A Discussion of Peak Oil

A couple of days ago the Wall Street Journal ran an opinion piece stating essentially that all the hype over peak oil is wasted air.  Yergin writes with a clear distaste for anything and anyone who has cautioned the world that oil may not last forever or that we ought to be thinking about what to do about that now.  Let me right away state my first issue with the article: it is filled with flashy, attention-getting language that is mixed with a fair share of hyperbole and grandstanding.  For any of my students out there reading this, when you see language like this, you know one thing: you aren't going to get an analysis that is carefully reasoned, looks fairly at all sides of an issue, and reaches a balanced judgement on the topic at hand.  That doesn't mean it doesn't have some good points to make, but it does mean we need to take a careful look at what it has to say.

The idea of "peak oil" is pretty simple - it is the idea that at some point the world will no longer be able to keep up oil production and over the years global production of oil will begin to decline.   Pretty much everyone believes this; the debate is always about when that time will come and what a post-peak oil world will look like.  The Wikipedia site for Peak Oil is in my opinion quite good on this subject, and another excellent site is The Oil Drum.  The idea was put forward by a geologist named Hubbert, who made some calculations about how much oil is possibly recoverable and then made some predictions about how U.S. national oil supplies will trend in the coming decades.  He began with the idea of small oil fields, and noticed that in many cases the production of oil from oil fields tends to follow something like a bell-shaped curve (technically it isn't a true bell-shaped curve, but it resembles one).  Production is low at first, rises quickly, eventually hits a maximum, and then begins to decline.  Within a larger region, the total amount of oil is higher, so the curve has a very similar shape with the difference being that the curve is larger and the peak comes later.  Hubbert speculated that since fields of oil and regions of oil fields tend to proceed in this manner, then so will the total amount of oil in a larger area - such as a nation, and eventually the whole planet if we continue to extrapolate.  So really it is a matter of scale - small oil fields tend to follow a small bell-shaped curve, larger regions follow a similarly shaped but slightly larger bell-shaped curve, nations and the planet as a whole will likewise follow a similarly shaped but much larger bell-shaped curve.  But in each case, a peak in production is reached and production decreases after that.

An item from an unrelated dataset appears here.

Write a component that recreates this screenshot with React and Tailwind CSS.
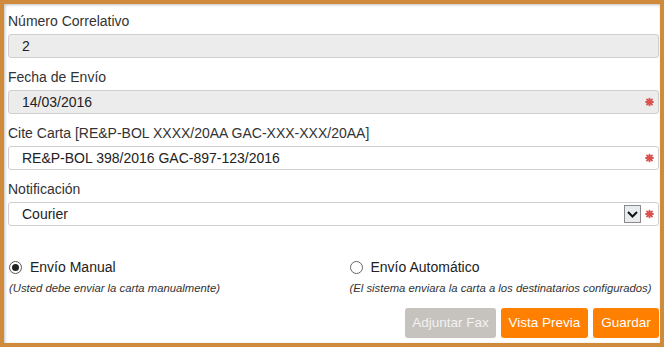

In the mid-1950's, Hubbert predicted a curve for the United States and stated that the U.S. would achieve peak oil production ~1965-1970, and decline from that point.  His prediction has been impressively accurate for actual U.S. oil production. Yergin attempts to downplay this in the WSJ article, focusing on the trees and arguing against the existence of the forest.  But it is a simple thing to compare Hubbert's prediction of the U.S. peak with now historical data and see an impressive similarity.  U.S. oil production peaked in 1970, and has been in decline since.  It has also been applied to numerous other regions and again the fit is often pretty good.  In other words, Hubbert's peak is an important concept for us to understand.

In some ways, Yergin is right to critique Hubbert.  Hubbert's idea was a simple, starting model.  It was a model based primarily on geologic volume of available oil.  But the availability of natural resources is not simply due to geologic factors, but also to technological, economic, and political factors.  Hubbert didn't include any wiggle room for advancements in technology, which have increased the total amount of recoverable oil from the world's oil fields by a significant percentage.  There is no doubt that new technologies have allowed us to find more oil than initially anticipated for various oil fields and regions.  These improvements have changed the back end of the curve, so that it doesn't fall as quickly.  What this tells us is that the model needs to be updated and improved, not that the model needs to be ridiculed.

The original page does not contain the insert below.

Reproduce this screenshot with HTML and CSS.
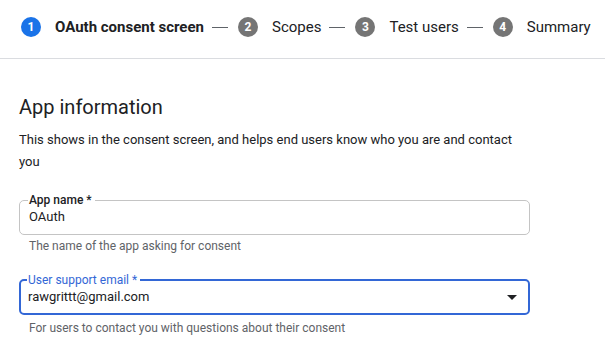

Hubbert's idea applied to the planet as a whole also doesn't incorporate economic factors well (really, at all).  But neither does Yergin's analysis seem complete here.  One problem with applying Hubbert's peak to global oil production is that there is a difference in the relationship between production and price at these different scales.  For a small field, when production begins to decline, there is no affect on the price of oil in the global market.  Production falls and price is unaffected.  This simply cannot translate, however, to the global scale, where decreasing production will have a tremendous impact on price.  As global production begins to decline, price generally will increase.  As the price increases, demand may decrease and cause the price to fall again, but eventually price & demand will find a new equilibrium as the total supply continues to decrease.  The net result generally is that price will rise, but it is buffered by decreasing demand.  But a brief history lesson is in order here.    

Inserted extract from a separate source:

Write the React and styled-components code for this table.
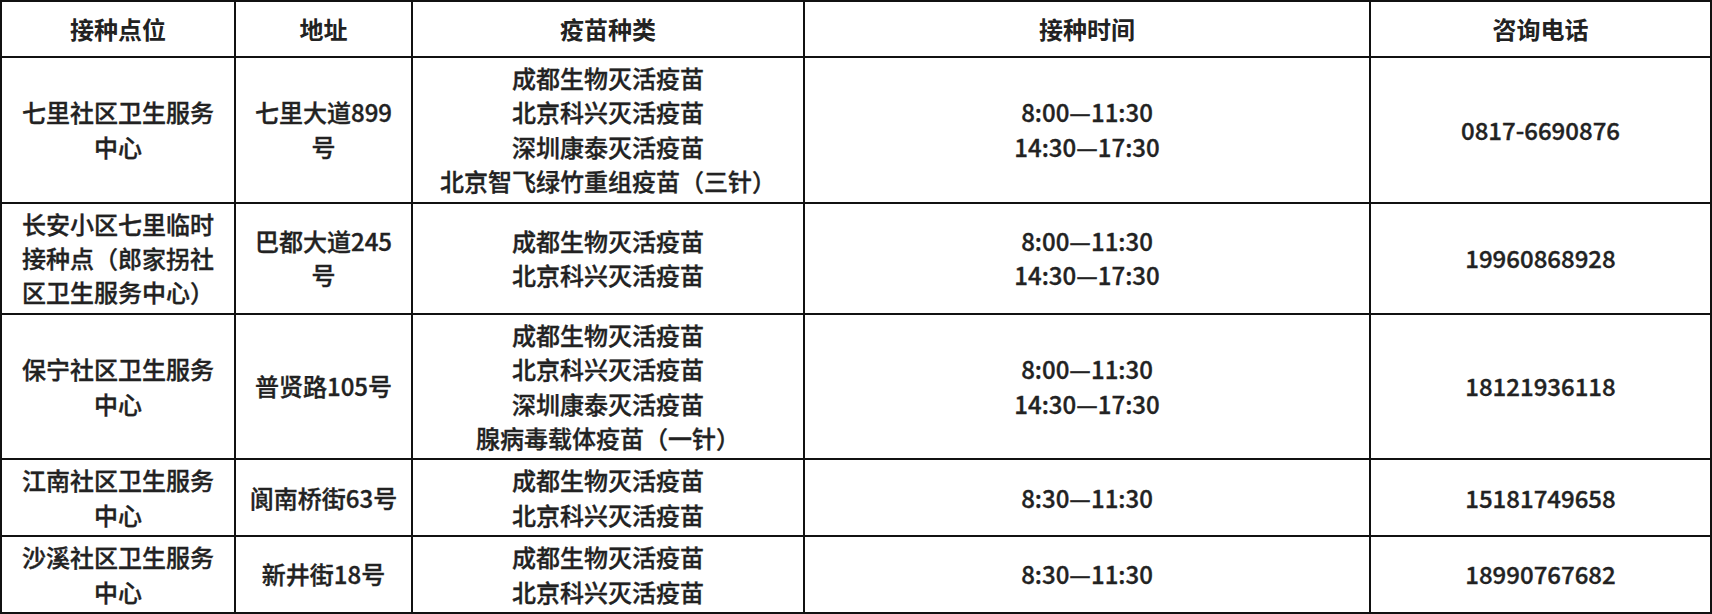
import React from "react";
import styled, { createGlobalStyle } from "styled-components";

const GlobalStyle = createGlobalStyle`
  html, body {
    margin: 0;
    padding: 0;
    background: #fff;
  }
  body {
    font-family: "Noto Sans CJK SC", "Noto Sans", sans-serif;
    color: #222;
  }
`;

const Table = styled.table`
  width: 1710px;
  border-collapse: collapse;
  table-layout: fixed;
  font-size: 24px;
  line-height: 34.4px;
`;

const Col = styled.col`
  width: ${(p) => p.$w}px;
`;

const Th = styled.th`
  border: 2px solid #111;
  padding: 9px 12px 9px;
  line-height: 36px;
  font-weight: 700;
  text-align: center;
  vertical-align: middle;
`;

const Td = styled.td`
  border: 2px solid #111;
  padding: 3px 12px;
  font-weight: 500;
  -webkit-text-stroke: 0.35px #222;
  text-align: center;
  vertical-align: middle;
`;

const Line = styled.div`
  white-space: nowrap;
`;

const columns = [
  { title: "接种点位", width: 234 },
  { title: "地址", width: 177 },
  { title: "疫苗种类", width: 392 },
  { title: "接种时间", width: 566 },
  { title: "咨询电话", width: 341 },
];

const rows = [
  {
    site: "七里社区卫生服务中心",
    address: "七里大道899号",
    vaccines: [
      "成都生物灭活疫苗",
      "北京科兴灭活疫苗",
      "深圳康泰灭活疫苗",
      "北京智飞绿竹重组疫苗（三针）",
    ],
    times: ["8:00—11:30", "14:30—17:30"],
    phone: "0817-6690876",
  },
  {
    site: "长安小区七里临时接种点（郎家拐社区卫生服务中心）",
    address: "巴都大道245号",
    vaccines: ["成都生物灭活疫苗", "北京科兴灭活疫苗"],
    times: ["8:00—11:30", "14:30—17:30"],
    phone: "19960868928",
  },
  {
    site: "保宁社区卫生服务中心",
    address: "普贤路105号",
    vaccines: [
      "成都生物灭活疫苗",
      "北京科兴灭活疫苗",
      "深圳康泰灭活疫苗",
      "腺病毒载体疫苗（一针）",
    ],
    times: ["8:00—11:30", "14:30—17:30"],
    phone: "18121936118",
  },
  {
    site: "江南社区卫生服务中心",
    address: "阆南桥街63号",
    vaccines: ["成都生物灭活疫苗", "北京科兴灭活疫苗"],
    times: ["8:30—11:30"],
    phone: "15181749658",
  },
  {
    site: "沙溪社区卫生服务中心",
    address: "新井街18号",
    vaccines: ["成都生物灭活疫苗", "北京科兴灭活疫苗"],
    times: ["8:30—11:30"],
    phone: "18990767682",
  },
];

const App = () => {
  return (
    <>
      <GlobalStyle />
      <Table>
        <colgroup>
          {columns.map((c) => (
            <Col key={c.title} $w={c.width} />
          ))}
        </colgroup>
        <thead>
          <tr>
            {columns.map((c) => (
              <Th key={c.title}>{c.title}</Th>
            ))}
          </tr>
        </thead>
        <tbody>
          {rows.map((r) => (
            <tr key={r.site}>
              <Td>{r.site}</Td>
              <Td>{r.address}</Td>
              <Td>
                {r.vaccines.map((v) => (
                  <Line key={v}>{v}</Line>
                ))}
              </Td>
              <Td>
                {r.times.map((t) => (
                  <Line key={t}>{t}</Line>
                ))}
              </Td>
              <Td>{r.phone}</Td>
            </tr>
          ))}
        </tbody>
      </Table>
    </>
  );
};

export default App;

Oil prices, production, and reserves have at times followed a pattern such as this: oil reserves begin to get low, decreased supply causes prices to begin to rise, increased prices lead to increased profits, a portion of profits are re-invested into exploration for new oil fields, new oil fields are discovered, reserves & production increase, and prices then drop again.  This scenario played out on a large scale in the 1970's & '80's, when oil jumped from $3/bbl to over $30/bbl in a short decade.  But as the price rose, oil companies began spending their money on finding new sources of oil.  And they were successful, especially in the North Sea (UK & Norway) and in Mexico, both also important for being non-OPEC nations.  As these new discoveries were put into production, reserves and production increased, and price began to fall.

Hence, at times we might think we have reached a global peak in oil production, but the factors surrounding that may lead to new discoveries that in turn cause production to rise again.  So that what we thought was the peak, wasn't.  And this could certainly happen again.  Anyone who's climbed a mountain is familiar with this - often times you think you can see the peak ahead of you, but then you get there and you realize it isn't.

But another point needs to be made that is completely avoided by Yergin: cheap oil is found first, expensive oil is found later.  Yergin states that the world has 1.4 trillion bbl of reserves, and another ~3.5 trillion bbls of reserve base, material that is either not economically viable at the present time (i.e., too expensive to get out right now) or material that is not precisely known from a geological standpoint.  That 3.5 trillion number by the way is highly controversial.  Most of that 3.5 trillion is tied up in very non-conventional sources of oil - tar sands and oil shales.  While these do exist, the problem is two-fold:  1) they will require very high prices for oil in order to be possible; and 2) they will require significantly higher impact on the environment in order to extract them.  Focusing on #1, what this means is that as we continue to move forward in time, the next oil fields are going to require higher oil prices.  As oil production declines and remaining production moves to more and more expensive areas of extraction, price is going to go up.  The days of $2/gal gasoline are very likely long gone and aren't coming back, a point that Yergin doesn't bring up.  Yes there is potentially still a lot of oil out there, but fewer and fewer people will be able to afford to buy it.

In the end, we must also realize that in such a complex global system involving geology, economics, engineering, technology, & politics, no one is ever going to be able to correctly predict the peak of oil in such a way that all of the rest of us will find it absolutely convincing.  There will always be differing opinions on when peak oil will occur.  One thing is clear - we aren't going to know when peak oil happens until after it does, and perhaps not even until a decade or more has passed.  Only in hindsight will we be able to say when peak oil occurs.  The prudent thing then is to make preparations for it earlier rather than later, but currently too few understand the concept and there is no consensus yet on what should be done about it.